The CH stands for compact hybrid as in compact class and it's a concept that can best be defined by comparing it with the mid-size class Prius. The FT-CH captures the spirit and functionality of a car that thrives in the inner-city environment; sized right to be nimble, responsive and maneuverable.

The FT-CH was styled at Toyota's European Design and Development (ED2) center in Nice, France. Compared to Prius, it is 22 inches shorter in overall length, yet loses less than an inch in overall width. In spite of its compact external dimensions, FT-CH was designed for maximum passenger comfort and interior roominess, with an imaginative sense of style.

ED2 designers looked to capture the vivid, high-energy appeal of what has come to be called the 8-bit generation.
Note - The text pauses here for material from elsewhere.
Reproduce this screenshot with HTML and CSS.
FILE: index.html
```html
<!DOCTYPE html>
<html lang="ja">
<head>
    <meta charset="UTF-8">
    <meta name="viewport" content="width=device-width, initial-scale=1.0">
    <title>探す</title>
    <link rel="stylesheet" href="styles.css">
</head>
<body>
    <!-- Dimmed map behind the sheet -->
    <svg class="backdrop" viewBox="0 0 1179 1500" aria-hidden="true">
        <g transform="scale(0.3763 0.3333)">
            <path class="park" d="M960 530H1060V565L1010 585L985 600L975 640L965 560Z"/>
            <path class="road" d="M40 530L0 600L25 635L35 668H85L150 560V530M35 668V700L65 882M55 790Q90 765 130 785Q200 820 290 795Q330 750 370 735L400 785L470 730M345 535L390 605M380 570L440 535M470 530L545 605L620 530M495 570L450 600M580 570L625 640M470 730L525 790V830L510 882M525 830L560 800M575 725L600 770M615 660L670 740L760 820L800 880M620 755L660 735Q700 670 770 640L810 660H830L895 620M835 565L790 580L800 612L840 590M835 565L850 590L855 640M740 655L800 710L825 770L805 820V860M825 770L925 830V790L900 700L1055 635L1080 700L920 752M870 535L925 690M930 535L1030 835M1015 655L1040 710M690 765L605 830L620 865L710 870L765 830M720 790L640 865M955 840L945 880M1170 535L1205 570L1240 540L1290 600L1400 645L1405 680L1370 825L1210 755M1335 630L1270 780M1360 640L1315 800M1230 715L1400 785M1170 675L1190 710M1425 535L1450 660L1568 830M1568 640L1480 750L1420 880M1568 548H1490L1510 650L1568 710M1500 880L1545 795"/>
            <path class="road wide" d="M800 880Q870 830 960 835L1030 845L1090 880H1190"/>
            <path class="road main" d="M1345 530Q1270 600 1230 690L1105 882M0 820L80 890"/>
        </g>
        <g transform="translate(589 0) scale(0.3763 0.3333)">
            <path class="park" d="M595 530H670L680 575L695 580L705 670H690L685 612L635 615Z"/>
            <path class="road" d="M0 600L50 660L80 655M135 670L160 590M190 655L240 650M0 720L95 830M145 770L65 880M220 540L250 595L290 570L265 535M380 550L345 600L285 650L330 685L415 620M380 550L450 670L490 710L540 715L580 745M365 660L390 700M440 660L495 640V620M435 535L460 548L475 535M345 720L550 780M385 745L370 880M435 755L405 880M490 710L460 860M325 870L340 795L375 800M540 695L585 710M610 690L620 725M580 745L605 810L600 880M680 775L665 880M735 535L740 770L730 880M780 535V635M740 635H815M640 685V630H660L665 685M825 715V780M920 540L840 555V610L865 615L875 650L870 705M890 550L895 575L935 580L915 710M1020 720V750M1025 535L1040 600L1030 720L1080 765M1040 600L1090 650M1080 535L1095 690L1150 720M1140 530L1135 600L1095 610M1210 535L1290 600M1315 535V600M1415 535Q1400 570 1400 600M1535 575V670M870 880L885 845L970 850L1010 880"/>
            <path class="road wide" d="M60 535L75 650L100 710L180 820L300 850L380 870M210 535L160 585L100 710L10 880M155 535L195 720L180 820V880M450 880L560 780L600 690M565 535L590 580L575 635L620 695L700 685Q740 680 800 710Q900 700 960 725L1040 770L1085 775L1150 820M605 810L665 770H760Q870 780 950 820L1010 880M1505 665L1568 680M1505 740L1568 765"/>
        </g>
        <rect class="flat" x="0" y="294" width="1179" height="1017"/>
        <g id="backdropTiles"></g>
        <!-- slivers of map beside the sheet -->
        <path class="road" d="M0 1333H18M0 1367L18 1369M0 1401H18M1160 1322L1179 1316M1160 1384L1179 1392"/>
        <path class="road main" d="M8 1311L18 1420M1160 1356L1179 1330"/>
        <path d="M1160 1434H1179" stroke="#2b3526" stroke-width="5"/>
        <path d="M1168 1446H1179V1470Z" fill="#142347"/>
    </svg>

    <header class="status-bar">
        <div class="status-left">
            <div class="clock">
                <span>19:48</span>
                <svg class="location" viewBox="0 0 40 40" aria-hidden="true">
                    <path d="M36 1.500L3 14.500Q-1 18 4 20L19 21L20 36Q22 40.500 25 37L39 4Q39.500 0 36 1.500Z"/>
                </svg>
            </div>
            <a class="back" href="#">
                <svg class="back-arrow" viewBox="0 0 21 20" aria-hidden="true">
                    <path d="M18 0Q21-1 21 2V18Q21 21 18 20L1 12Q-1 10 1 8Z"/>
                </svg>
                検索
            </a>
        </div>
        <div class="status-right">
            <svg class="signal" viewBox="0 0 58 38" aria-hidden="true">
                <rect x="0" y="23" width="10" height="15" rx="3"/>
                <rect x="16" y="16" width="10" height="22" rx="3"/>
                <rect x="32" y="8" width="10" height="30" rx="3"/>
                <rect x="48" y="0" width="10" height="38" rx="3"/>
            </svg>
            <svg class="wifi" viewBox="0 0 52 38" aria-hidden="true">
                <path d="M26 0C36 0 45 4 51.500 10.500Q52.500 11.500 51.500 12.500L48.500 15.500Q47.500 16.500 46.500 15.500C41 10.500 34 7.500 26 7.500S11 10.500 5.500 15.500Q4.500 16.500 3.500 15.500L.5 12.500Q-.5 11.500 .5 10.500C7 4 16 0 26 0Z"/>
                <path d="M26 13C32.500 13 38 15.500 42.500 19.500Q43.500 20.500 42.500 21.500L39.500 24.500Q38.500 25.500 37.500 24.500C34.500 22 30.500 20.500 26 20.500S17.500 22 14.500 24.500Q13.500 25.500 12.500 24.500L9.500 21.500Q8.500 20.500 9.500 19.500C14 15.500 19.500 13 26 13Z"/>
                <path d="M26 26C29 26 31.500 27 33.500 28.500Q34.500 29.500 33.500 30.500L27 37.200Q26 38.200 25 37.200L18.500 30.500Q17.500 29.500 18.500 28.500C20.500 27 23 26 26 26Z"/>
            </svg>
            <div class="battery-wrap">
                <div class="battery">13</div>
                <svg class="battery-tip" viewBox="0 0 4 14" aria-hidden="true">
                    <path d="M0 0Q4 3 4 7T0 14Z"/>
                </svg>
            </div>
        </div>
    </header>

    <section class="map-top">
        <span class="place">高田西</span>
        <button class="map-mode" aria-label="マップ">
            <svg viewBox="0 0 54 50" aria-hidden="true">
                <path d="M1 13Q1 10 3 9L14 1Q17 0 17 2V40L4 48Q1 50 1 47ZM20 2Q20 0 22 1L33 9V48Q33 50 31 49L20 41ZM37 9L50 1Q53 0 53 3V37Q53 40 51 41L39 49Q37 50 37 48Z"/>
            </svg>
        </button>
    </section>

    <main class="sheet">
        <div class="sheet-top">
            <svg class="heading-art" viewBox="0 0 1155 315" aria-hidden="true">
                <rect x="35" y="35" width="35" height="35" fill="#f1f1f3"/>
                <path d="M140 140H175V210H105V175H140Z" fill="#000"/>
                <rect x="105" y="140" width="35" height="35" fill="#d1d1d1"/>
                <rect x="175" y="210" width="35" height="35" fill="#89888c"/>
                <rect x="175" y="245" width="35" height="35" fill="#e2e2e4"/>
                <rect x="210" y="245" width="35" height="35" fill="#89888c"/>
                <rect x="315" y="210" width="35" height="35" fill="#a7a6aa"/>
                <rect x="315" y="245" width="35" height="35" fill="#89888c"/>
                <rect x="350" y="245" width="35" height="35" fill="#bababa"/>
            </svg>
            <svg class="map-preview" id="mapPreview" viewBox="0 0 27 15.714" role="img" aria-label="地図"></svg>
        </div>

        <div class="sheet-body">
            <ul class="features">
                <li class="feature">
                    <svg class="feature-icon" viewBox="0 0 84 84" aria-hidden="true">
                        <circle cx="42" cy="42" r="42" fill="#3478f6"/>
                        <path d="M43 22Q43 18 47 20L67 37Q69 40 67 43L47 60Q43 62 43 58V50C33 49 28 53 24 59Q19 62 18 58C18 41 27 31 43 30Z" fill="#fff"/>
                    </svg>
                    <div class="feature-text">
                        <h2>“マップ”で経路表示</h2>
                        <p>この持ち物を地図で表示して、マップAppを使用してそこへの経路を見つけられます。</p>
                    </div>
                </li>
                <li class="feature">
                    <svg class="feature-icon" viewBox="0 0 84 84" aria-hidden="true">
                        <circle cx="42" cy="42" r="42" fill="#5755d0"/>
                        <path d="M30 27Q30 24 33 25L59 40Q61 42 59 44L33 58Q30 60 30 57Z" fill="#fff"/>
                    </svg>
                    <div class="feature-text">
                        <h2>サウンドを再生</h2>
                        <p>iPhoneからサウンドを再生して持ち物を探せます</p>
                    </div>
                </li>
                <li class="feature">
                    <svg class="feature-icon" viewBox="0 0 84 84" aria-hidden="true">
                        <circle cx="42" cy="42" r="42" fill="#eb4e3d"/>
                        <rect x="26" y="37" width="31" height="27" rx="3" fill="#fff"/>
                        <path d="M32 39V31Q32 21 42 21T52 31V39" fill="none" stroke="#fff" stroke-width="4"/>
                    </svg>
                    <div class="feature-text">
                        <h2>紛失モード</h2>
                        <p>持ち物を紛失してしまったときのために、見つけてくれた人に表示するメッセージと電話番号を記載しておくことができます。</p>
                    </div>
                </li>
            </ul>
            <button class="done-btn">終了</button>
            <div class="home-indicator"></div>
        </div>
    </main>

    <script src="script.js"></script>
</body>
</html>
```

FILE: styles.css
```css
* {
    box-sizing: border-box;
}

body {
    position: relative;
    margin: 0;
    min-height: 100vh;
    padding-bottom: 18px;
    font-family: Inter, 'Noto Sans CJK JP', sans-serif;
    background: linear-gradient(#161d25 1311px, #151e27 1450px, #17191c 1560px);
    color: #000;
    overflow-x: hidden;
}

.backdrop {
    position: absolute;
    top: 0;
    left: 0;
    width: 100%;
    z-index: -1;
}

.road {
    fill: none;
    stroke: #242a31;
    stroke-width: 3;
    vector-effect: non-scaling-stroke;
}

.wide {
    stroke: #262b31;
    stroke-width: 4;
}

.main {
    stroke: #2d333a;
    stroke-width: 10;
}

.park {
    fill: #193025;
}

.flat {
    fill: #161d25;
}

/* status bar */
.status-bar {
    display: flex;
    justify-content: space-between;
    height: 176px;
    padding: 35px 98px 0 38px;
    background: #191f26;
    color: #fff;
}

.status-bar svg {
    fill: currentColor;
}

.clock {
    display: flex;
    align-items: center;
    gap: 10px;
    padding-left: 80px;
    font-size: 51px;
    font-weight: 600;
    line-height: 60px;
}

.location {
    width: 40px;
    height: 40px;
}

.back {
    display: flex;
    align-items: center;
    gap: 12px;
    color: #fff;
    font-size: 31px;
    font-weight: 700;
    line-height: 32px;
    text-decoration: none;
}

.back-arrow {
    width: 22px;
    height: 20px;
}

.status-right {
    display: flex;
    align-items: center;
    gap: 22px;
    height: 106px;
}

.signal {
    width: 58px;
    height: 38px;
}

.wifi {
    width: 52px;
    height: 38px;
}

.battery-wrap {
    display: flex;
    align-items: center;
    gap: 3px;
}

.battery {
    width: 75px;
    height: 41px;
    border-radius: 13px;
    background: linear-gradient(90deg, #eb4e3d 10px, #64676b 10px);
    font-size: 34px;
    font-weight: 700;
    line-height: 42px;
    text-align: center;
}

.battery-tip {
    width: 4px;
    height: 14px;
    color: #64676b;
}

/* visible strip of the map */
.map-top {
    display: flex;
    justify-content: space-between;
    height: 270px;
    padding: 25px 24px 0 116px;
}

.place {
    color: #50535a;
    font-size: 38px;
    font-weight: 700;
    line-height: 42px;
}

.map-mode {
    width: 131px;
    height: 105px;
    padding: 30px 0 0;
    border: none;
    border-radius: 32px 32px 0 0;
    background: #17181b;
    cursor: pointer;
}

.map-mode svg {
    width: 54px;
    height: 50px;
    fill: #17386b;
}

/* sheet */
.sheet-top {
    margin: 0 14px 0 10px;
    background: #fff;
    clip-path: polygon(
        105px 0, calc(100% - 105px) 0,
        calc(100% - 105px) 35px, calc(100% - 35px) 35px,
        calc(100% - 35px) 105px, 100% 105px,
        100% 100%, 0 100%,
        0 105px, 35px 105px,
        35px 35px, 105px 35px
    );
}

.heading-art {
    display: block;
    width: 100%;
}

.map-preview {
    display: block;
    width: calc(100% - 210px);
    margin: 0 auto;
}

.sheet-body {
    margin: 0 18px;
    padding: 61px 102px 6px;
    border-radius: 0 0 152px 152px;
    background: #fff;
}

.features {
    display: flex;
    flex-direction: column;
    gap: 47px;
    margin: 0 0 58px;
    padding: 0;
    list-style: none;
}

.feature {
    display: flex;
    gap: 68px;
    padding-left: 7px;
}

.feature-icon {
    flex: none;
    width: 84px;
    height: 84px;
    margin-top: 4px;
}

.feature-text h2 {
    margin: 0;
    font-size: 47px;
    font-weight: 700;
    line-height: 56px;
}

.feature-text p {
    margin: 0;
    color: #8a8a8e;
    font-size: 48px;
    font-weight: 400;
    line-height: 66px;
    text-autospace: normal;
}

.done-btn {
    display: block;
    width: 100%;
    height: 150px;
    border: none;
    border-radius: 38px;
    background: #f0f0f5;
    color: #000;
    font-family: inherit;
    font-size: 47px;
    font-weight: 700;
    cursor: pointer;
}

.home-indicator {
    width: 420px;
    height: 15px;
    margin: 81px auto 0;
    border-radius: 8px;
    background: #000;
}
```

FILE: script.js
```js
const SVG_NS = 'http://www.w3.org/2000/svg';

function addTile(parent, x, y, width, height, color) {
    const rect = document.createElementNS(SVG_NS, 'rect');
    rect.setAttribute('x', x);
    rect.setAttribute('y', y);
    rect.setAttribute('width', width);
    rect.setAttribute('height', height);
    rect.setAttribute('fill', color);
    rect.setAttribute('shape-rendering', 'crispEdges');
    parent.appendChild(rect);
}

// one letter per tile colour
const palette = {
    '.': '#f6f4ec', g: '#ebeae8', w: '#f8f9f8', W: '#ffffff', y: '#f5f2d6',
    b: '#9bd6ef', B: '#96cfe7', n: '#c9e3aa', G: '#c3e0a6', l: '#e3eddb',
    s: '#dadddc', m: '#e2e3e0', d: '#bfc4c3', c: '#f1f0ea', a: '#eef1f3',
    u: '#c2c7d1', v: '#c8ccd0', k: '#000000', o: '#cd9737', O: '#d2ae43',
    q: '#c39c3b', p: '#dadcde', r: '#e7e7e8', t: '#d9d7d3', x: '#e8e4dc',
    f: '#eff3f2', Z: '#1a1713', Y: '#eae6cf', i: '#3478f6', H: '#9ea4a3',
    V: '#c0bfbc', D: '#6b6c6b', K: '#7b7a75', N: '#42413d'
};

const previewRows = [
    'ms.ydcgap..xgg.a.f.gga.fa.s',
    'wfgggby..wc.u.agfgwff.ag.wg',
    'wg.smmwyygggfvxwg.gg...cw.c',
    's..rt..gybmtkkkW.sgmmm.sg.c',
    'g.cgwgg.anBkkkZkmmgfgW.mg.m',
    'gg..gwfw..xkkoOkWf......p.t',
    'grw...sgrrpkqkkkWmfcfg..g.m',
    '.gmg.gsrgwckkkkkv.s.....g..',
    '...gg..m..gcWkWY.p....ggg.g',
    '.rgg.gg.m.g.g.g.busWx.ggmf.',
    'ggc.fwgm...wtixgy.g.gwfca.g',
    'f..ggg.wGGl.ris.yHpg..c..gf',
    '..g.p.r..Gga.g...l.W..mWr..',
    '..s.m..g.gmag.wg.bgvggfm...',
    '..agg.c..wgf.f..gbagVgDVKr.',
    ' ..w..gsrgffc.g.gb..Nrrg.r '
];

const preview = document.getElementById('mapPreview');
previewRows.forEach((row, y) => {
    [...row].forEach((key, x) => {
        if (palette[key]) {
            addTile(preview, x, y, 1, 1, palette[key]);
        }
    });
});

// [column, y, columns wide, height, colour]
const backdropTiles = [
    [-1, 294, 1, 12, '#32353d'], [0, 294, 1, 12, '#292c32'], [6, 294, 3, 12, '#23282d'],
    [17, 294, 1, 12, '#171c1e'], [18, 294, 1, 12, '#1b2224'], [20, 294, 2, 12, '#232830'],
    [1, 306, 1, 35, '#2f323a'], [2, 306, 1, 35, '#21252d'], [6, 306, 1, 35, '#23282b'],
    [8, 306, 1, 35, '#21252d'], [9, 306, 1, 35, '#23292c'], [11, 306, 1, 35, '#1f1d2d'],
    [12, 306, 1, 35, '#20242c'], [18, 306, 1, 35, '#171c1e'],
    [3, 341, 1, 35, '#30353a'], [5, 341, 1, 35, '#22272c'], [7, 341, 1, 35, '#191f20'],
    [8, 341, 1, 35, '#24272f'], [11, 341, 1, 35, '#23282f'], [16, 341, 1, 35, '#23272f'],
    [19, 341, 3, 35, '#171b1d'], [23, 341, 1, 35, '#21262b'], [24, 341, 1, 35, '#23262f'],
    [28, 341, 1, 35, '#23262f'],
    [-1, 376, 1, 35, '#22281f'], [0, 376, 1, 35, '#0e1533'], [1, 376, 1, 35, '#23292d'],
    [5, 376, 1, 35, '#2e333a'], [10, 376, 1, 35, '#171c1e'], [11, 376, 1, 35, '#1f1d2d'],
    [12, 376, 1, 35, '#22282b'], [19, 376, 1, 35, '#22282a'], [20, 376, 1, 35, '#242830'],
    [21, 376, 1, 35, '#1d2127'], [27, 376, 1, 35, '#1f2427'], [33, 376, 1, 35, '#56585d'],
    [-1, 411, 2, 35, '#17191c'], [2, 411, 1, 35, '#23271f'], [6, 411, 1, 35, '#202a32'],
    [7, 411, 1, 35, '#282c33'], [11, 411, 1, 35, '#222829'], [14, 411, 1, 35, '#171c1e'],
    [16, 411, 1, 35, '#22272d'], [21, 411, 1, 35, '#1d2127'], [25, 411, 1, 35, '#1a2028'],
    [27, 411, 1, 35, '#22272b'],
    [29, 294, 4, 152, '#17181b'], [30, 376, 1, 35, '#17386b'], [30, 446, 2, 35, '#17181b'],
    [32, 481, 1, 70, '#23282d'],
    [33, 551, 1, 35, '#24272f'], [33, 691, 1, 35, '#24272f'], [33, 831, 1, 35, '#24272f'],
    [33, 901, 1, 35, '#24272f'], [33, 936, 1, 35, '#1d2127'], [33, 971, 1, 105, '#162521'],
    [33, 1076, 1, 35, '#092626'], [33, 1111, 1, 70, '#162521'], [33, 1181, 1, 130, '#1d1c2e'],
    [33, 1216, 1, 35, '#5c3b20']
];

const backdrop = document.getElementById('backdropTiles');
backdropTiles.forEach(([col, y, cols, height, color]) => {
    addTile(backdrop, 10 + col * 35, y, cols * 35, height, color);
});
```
Popularized in the early 80's, 8-bit microprocessor technology dominated the budding home video game industry. Today, 8-bit is considered a specific retro-style that is embraced by such things as 8-bit genre music and 8-bit inspired art.

In the early 2010s, Toyota plans to sell a million hybrids per year globally, a majority of those in North America. To accomplish this, Toyota will launch eight all new hybrid models over the next few years. These will not include next generation versions of current hybrids; instead, they will be all new dedicated hybrid vehicles, or all new hybrid versions of existing gas engine models.

The heart of hybrid technology is its battery. Since the early 90's, during the early stages of first-generation Prius development, Toyota has been committed to in-house R&D of advanced nickel-metal hydride batteries. Through three generations of Prius and a total of seven full-hybrid models, it has systematically reduced size, weight and cost while improving energy density, quality and reliability.

Toyota's joint venture partnership with Panasonic has been a key element of its success in the advancement of hybrid technology. Later this year, Panasonic EV Energy (PEVE) will have three separate, fully operational production facilities with a combined capacity of more than one million units per year.

Moving the promise of electrification one step further, Toyota recently kicked off its global demonstration program involving approximately 600 Prius plug-in hybrid electric vehicles. Beginning early this year, 150 PHVs will begin to arrive in the U.S. where they will be placed in regional clusters with select partners for market/consumer analysis and technical demonstration.

The Prius PHV introduces Toyota's first generation lithium-ion drive battery. When fully charged, the vehicle is targeted to achieve a maximum electric-only range of about 13 miles and capable of achieving highway speeds of more than 60 mph in electric-only mode. For longer distances, the Prius PHV reverts to "hybrid mode" and operates like a regular Prius. This ability to utilize all-electric power for short trips or hybrid power for longer drives alleviates the issue of limited cruising range encountered with pure-electric vehicles.

All program vehicles will be equipped with data retrieval/communication devices which will monitor activities such as: how often the vehicle is charged and when, whether the batteries are depleted or being topped-off during charging, trip duration and all-electric driving range, combined mpg and so on.

As it becomes available, data from the program vehicles will be posted to a dedicated Web site. This in use, readily available data will help consumers understand how the vehicles are being used and how they're performing.

Toyota believes this demonstration program is a necessary next step in societal preparation in that it allows Toyota the unique opportunity to inform, educate and prepare customers for the electrification of the automobile in general and the introduction of plug-in hybrid technology.

Toyota is moving quickly with the development of PHV technology well beyond this demonstration program. Advanced battery R&D programs with nickel-metal, lithium-ion and "beyond lithium" are underway for a wide variety of applications in conventional hybrids, PHVs, BEVs and FCHVs.